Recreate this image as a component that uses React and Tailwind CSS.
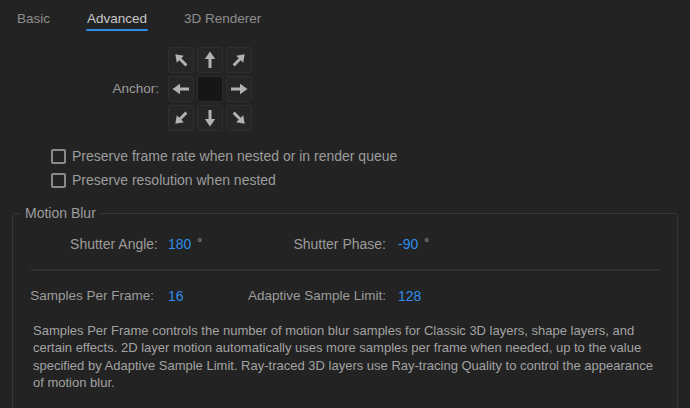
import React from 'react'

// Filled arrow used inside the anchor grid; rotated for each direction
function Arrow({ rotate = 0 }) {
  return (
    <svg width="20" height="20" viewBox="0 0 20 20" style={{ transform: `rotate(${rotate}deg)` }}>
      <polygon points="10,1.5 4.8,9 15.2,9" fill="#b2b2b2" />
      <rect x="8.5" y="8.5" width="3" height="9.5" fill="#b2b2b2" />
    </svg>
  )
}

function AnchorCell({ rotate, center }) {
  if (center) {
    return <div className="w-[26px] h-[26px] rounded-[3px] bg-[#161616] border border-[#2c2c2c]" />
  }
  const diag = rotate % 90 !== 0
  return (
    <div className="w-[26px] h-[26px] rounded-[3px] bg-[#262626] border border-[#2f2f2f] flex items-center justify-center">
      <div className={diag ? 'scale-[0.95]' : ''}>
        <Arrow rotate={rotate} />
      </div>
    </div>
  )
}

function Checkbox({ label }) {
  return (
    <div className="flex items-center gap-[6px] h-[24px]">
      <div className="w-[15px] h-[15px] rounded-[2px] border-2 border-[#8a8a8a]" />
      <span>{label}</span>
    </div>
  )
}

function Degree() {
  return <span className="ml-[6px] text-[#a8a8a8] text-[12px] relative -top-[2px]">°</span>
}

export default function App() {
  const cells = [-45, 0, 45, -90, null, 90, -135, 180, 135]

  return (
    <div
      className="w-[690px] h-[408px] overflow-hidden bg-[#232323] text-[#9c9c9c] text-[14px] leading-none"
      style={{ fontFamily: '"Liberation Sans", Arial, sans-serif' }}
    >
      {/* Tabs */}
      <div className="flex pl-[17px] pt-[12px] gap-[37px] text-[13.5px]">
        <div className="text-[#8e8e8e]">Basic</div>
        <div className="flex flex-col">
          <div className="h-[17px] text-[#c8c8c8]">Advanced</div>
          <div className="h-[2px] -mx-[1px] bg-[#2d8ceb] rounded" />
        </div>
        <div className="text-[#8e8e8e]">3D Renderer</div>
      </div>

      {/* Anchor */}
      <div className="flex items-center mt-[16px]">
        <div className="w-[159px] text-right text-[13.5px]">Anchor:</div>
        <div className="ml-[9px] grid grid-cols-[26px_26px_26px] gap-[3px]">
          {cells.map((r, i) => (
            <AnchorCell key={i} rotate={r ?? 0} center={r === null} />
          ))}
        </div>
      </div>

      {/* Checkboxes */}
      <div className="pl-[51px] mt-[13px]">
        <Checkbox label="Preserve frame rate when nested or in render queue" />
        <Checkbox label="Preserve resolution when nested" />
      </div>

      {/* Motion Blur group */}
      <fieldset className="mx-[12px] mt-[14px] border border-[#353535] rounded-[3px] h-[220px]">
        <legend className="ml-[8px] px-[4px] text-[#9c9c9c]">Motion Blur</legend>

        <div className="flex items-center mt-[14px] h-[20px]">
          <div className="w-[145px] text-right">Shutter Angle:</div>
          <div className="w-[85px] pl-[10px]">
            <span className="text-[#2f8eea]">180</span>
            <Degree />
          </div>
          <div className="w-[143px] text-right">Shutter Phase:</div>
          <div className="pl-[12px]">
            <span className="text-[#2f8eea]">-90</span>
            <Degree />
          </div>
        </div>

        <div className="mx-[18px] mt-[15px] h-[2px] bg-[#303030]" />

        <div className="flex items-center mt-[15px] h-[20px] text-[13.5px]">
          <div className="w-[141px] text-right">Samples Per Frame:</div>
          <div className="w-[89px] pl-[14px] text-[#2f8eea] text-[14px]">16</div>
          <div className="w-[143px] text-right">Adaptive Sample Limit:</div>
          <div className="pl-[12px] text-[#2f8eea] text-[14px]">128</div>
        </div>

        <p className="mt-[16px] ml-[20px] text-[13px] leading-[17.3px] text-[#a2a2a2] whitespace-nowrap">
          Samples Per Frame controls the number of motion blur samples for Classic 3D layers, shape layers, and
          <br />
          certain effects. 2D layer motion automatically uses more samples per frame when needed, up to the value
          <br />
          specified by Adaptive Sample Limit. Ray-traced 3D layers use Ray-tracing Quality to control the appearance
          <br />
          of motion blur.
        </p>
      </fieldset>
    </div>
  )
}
---
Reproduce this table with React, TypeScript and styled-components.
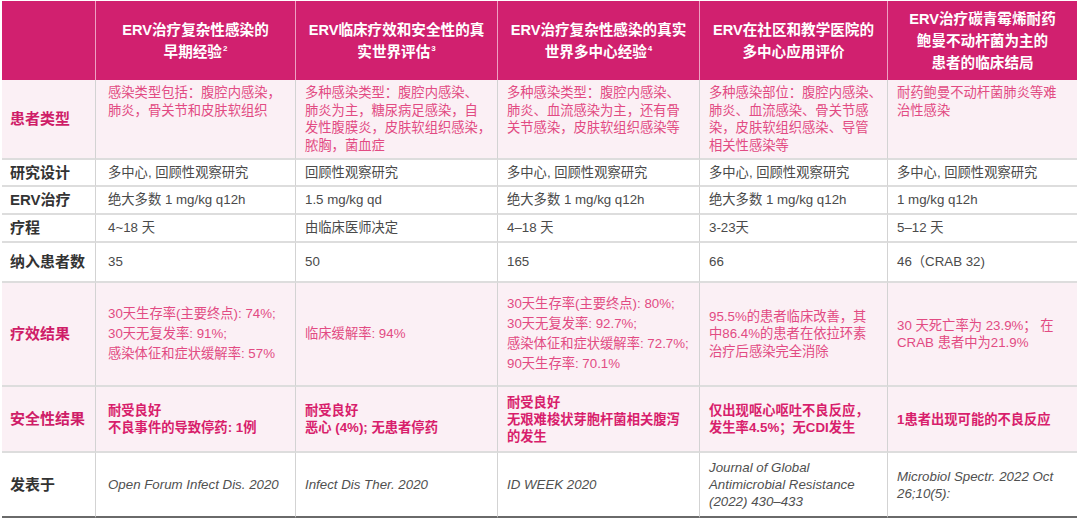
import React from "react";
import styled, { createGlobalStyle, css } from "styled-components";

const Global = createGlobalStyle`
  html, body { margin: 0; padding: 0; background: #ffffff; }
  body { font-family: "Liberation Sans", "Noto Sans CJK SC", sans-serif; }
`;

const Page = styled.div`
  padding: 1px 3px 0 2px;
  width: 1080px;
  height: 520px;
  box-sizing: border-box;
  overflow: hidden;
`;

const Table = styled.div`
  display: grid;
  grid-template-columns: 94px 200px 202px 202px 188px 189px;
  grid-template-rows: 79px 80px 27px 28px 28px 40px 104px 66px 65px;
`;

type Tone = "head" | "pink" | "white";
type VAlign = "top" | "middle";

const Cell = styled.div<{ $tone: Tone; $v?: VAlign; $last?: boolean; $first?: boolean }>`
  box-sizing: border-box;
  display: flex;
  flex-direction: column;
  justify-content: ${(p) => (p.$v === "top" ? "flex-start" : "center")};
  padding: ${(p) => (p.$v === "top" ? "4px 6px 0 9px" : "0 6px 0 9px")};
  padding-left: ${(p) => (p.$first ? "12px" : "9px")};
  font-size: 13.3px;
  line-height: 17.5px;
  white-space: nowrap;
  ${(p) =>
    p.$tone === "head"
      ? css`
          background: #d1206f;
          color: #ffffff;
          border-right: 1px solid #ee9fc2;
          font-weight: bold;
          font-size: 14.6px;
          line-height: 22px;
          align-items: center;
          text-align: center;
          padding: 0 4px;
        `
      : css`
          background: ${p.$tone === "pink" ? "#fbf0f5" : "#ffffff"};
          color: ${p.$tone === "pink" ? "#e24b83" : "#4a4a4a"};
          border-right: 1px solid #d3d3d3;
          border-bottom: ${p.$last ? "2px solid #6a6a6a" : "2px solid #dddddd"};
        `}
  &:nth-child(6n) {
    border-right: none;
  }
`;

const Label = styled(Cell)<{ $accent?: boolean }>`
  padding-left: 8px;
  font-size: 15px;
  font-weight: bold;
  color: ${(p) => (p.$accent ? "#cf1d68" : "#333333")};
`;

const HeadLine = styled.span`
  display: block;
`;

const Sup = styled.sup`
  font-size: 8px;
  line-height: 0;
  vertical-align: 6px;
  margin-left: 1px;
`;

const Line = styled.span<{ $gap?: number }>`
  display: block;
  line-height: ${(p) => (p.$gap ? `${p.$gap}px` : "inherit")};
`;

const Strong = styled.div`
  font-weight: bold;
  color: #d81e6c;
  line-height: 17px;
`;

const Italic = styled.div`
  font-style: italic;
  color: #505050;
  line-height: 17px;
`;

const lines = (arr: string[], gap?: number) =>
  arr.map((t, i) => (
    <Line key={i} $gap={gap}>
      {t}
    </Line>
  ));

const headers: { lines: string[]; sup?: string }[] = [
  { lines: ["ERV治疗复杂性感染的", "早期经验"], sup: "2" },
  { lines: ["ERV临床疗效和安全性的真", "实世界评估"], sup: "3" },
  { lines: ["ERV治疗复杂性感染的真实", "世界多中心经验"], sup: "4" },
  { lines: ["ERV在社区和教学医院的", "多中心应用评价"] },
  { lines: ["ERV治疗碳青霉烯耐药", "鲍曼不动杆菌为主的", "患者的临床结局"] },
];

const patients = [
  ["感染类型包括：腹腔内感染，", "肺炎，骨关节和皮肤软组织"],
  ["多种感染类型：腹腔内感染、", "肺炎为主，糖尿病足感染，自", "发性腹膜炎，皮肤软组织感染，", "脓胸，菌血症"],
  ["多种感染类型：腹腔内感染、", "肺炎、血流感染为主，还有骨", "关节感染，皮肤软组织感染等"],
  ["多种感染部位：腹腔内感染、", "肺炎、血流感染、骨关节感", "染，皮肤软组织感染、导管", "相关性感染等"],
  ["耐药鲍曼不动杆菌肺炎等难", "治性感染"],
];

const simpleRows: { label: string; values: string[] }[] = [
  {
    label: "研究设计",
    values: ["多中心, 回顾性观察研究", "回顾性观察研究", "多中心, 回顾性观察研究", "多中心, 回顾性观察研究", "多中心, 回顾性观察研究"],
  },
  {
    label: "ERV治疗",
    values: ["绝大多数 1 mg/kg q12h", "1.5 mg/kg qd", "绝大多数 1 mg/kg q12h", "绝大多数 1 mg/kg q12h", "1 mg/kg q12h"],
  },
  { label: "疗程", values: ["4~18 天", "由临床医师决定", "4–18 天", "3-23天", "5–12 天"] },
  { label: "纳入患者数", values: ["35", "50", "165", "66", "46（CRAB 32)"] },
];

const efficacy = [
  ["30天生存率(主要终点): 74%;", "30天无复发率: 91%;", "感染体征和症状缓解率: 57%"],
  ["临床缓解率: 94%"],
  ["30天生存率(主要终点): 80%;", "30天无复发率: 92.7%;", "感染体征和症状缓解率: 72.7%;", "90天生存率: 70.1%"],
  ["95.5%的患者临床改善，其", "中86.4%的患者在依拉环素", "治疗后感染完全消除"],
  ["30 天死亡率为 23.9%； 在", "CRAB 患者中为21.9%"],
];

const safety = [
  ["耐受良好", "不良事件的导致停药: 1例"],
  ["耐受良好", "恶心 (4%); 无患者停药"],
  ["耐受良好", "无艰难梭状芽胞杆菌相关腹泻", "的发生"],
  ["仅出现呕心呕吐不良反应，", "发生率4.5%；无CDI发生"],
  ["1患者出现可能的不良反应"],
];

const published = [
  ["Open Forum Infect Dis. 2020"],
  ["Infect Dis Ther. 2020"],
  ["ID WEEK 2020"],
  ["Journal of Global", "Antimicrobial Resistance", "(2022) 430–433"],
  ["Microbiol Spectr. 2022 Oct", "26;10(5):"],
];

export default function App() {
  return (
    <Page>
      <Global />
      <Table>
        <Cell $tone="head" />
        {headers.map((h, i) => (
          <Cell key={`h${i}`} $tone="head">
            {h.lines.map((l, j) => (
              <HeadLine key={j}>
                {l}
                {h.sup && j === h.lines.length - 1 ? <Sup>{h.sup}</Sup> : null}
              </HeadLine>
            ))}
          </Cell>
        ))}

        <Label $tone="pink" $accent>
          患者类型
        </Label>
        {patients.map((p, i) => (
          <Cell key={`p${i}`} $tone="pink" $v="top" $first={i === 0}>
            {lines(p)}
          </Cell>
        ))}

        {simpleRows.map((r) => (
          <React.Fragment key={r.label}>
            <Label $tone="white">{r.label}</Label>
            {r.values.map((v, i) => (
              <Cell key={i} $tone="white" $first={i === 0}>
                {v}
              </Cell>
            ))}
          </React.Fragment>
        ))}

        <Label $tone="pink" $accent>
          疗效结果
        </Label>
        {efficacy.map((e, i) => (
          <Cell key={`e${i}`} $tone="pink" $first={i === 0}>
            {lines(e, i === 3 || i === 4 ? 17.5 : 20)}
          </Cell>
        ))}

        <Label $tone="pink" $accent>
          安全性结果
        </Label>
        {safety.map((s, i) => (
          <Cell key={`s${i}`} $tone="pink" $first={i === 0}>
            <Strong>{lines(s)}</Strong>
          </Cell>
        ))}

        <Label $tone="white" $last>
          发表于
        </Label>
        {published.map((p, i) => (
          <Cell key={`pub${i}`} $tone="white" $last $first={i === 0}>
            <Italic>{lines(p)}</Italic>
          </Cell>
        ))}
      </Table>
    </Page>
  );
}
==
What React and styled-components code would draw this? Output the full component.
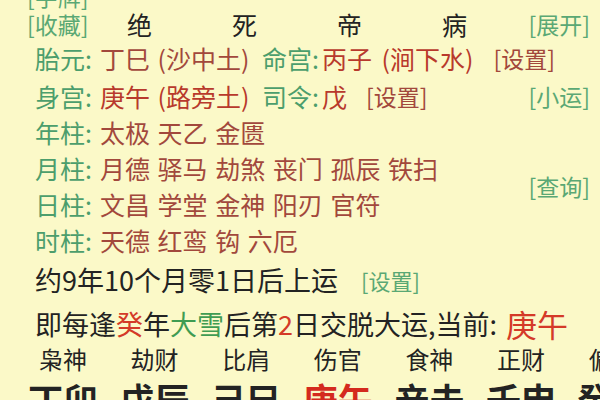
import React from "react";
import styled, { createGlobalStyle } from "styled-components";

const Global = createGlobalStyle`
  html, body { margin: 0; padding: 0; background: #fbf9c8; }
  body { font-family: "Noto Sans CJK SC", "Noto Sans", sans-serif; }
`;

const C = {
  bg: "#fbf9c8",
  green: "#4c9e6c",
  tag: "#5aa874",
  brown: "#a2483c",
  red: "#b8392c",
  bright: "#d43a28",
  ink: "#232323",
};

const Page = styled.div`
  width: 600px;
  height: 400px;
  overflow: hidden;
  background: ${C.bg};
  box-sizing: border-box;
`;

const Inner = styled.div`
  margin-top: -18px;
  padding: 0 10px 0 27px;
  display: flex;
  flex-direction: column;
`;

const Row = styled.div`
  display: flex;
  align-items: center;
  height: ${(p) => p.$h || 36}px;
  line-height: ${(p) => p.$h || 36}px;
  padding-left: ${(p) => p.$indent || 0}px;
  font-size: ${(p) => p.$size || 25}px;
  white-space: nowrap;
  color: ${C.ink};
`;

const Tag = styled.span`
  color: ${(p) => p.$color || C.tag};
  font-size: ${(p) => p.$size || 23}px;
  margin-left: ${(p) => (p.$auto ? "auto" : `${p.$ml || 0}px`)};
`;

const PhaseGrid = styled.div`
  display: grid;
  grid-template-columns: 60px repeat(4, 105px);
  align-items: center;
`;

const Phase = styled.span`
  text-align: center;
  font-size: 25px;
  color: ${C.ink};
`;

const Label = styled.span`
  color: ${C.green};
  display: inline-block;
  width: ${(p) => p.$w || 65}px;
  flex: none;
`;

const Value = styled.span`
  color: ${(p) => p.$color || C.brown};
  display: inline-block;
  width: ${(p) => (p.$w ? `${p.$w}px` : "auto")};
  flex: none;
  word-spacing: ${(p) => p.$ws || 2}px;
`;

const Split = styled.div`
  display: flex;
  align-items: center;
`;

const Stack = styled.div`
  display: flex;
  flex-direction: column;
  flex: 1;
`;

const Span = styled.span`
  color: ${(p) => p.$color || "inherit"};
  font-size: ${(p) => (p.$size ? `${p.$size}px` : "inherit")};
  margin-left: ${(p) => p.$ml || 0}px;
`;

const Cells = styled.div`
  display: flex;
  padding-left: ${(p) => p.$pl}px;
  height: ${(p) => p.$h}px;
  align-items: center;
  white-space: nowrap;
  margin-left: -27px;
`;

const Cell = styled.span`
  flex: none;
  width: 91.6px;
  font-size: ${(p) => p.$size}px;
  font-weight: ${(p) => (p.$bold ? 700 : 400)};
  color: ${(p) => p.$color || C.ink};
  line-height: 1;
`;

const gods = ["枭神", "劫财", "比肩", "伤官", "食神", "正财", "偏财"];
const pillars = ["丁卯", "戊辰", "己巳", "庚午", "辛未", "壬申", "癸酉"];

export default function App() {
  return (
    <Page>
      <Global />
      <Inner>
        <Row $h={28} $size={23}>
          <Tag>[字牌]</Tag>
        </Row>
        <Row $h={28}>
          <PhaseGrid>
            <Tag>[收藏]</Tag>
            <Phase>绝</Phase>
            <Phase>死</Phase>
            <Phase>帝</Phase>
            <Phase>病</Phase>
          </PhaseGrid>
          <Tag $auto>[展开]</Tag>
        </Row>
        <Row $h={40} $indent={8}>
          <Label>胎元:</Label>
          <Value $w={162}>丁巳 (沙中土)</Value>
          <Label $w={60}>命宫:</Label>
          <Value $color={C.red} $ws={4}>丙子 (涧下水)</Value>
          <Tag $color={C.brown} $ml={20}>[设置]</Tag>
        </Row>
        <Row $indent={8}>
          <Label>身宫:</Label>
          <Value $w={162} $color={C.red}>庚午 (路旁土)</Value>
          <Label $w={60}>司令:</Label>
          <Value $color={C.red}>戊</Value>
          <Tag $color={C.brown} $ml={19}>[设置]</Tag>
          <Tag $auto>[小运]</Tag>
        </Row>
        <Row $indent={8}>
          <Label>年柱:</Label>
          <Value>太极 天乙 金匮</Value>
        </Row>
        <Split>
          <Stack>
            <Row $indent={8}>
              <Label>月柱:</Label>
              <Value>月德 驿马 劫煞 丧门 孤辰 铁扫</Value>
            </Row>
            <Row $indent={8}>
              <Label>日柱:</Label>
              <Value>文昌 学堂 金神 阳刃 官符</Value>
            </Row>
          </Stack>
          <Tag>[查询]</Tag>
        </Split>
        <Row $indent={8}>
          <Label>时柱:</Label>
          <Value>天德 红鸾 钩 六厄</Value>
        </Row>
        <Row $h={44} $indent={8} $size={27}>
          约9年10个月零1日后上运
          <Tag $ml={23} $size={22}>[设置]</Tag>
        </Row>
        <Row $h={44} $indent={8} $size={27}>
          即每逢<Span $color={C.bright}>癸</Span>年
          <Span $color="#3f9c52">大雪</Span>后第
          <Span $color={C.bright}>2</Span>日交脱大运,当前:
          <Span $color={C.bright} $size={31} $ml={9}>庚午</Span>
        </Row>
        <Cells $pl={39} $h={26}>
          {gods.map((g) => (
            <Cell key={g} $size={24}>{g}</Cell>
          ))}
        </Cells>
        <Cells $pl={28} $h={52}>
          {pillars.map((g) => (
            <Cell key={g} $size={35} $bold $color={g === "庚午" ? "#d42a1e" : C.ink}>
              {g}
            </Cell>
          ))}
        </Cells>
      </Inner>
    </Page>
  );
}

Short problem: Without the pictures, give again exactly the lines above starting at the line containing "Recreate this image" and ending at the line containing "import React from 'react'".

Final answer:
Recreate this image as a component that uses React and Tailwind CSS.
import React from 'react'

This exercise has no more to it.